I love uncovering evidence that contradicts conventional wisdom, or at least encourages us to re-evaluate norms that we take for granted. Not long ago, for example, I suggested common e-mail sign-offs like "thanks" and "cheers" might offend some recipients.

It turns out that I've just scratched the surface, though: If you send e-mail from a mobile device like a BlackBerry or iPhone and you use those automated mobile signatures, it can be worse than that.


Recently, I was minding my own business, reading a post on Lifehacker about how mobile e-mail signature might not have the effect you intend. And that reminded me about how dangerous those mobile signatures are in a business environment -- in fact, the problems go far beyond what Lifehacker suggests.

Specifically, we're talking about signatures which get automatically appended to the end of messages and say things like "sent from my iPhone" or "sent from my Blackberry." Seemingly innocuous, they are generally intended (I suppose) to say "I'm writing this on the go, so the message will be short and might have a few typos in it."

Lifehacker says they have an unintended consequence, though. They can annoy recipients, especially when the short, typo-riddled response is only cursory and addresses only a small aspect of the original e-mail. It's like you've appended a Get Out of Jail Free card to the end of your e-mails to excuse bad e-mail etiquette.

Personally, I think they have at least two other serious problems:

They're snobbish. Sent from my iPhone is the e-mail equivalent of My other car is a Lexus or (if I can extend the car metaphor) Baby on Board. It's easy to interpret the signature as a an attempt to broadcast a status symbol, whether you intended it that way or not.

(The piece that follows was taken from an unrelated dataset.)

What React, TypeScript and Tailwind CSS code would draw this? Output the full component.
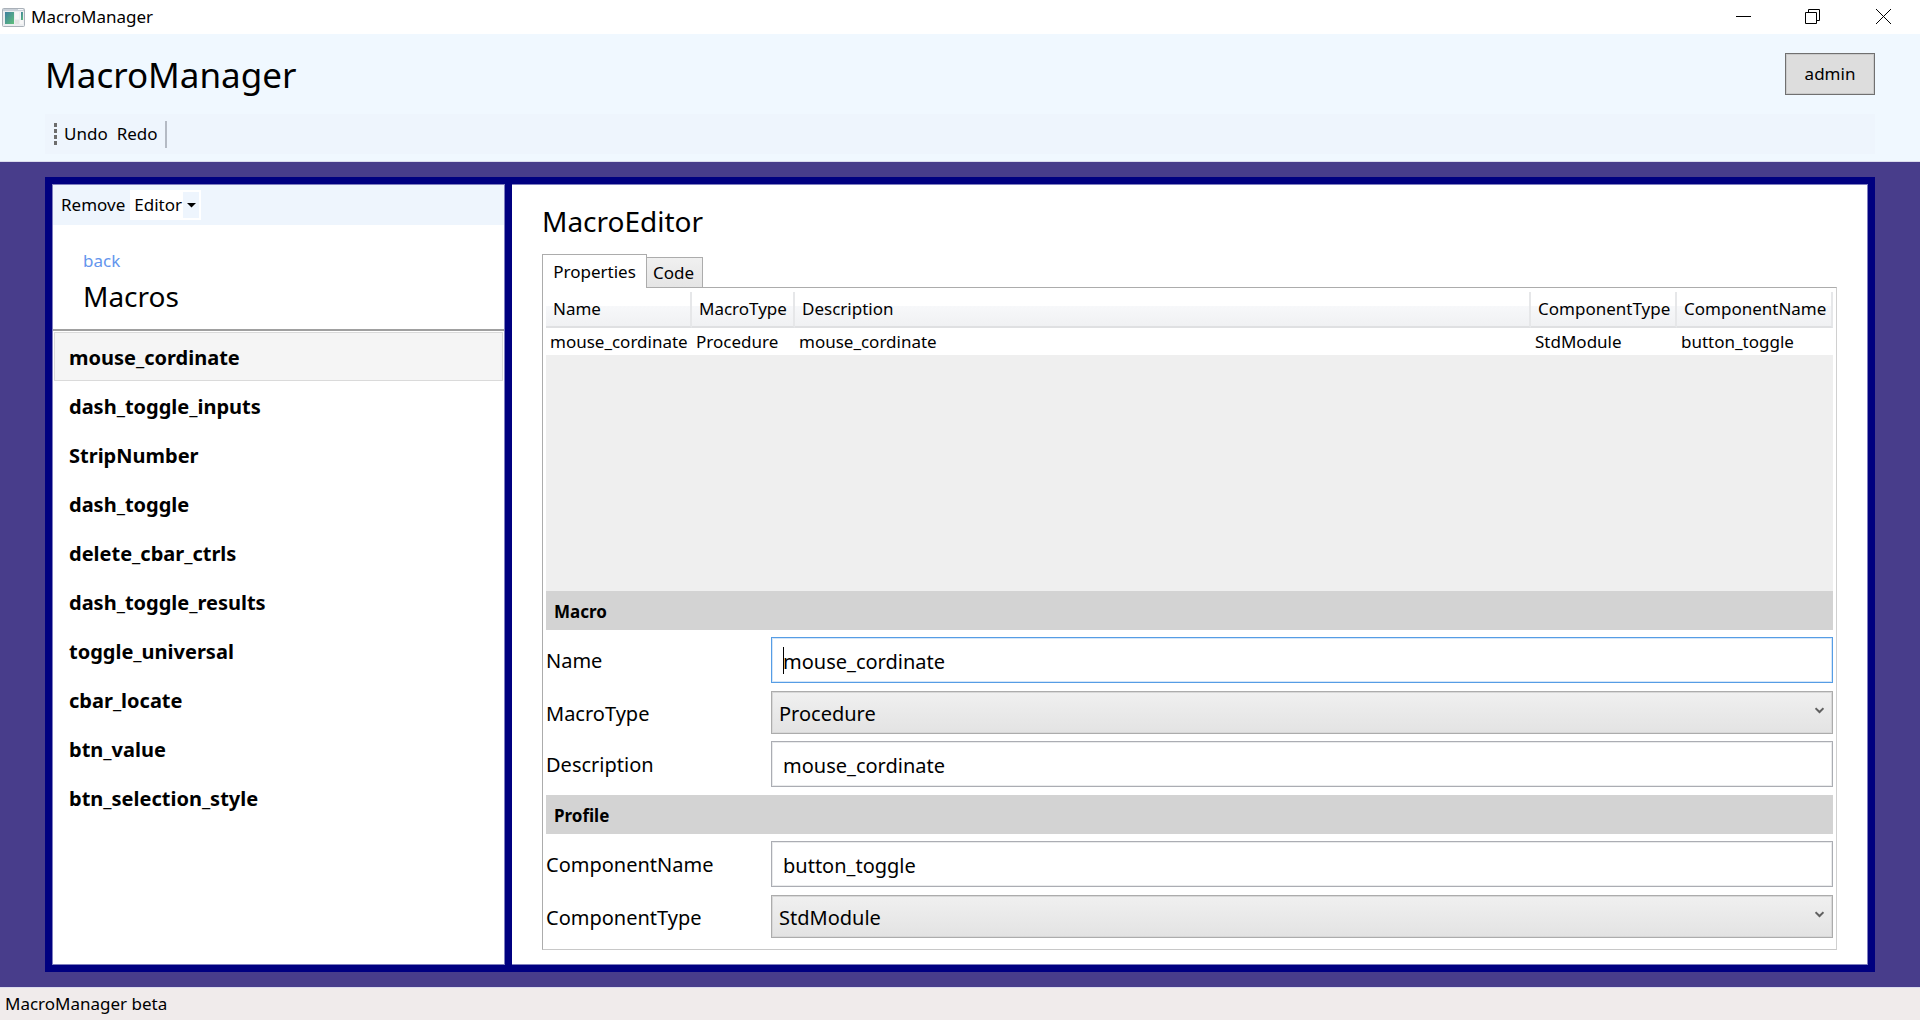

They can poison business relationships. A friend mentioned to me the other day that he just bought an iPad and send his first e-mail with it. He sent it to his boss, and then discovered, to his horror, that the iPad defaults to attaching the Sent from my iPad signature to all messages. Did I mention that he works for a company that has a somewhat adversarial relationship with Apple? Do you know the business relationship all of your partners have with Apple, RIM, and Google? If not, perhaps broadcasting the technology you use is not a smart idea. Unless you think it's cool to park a Toyota in a Ford factory parking lot.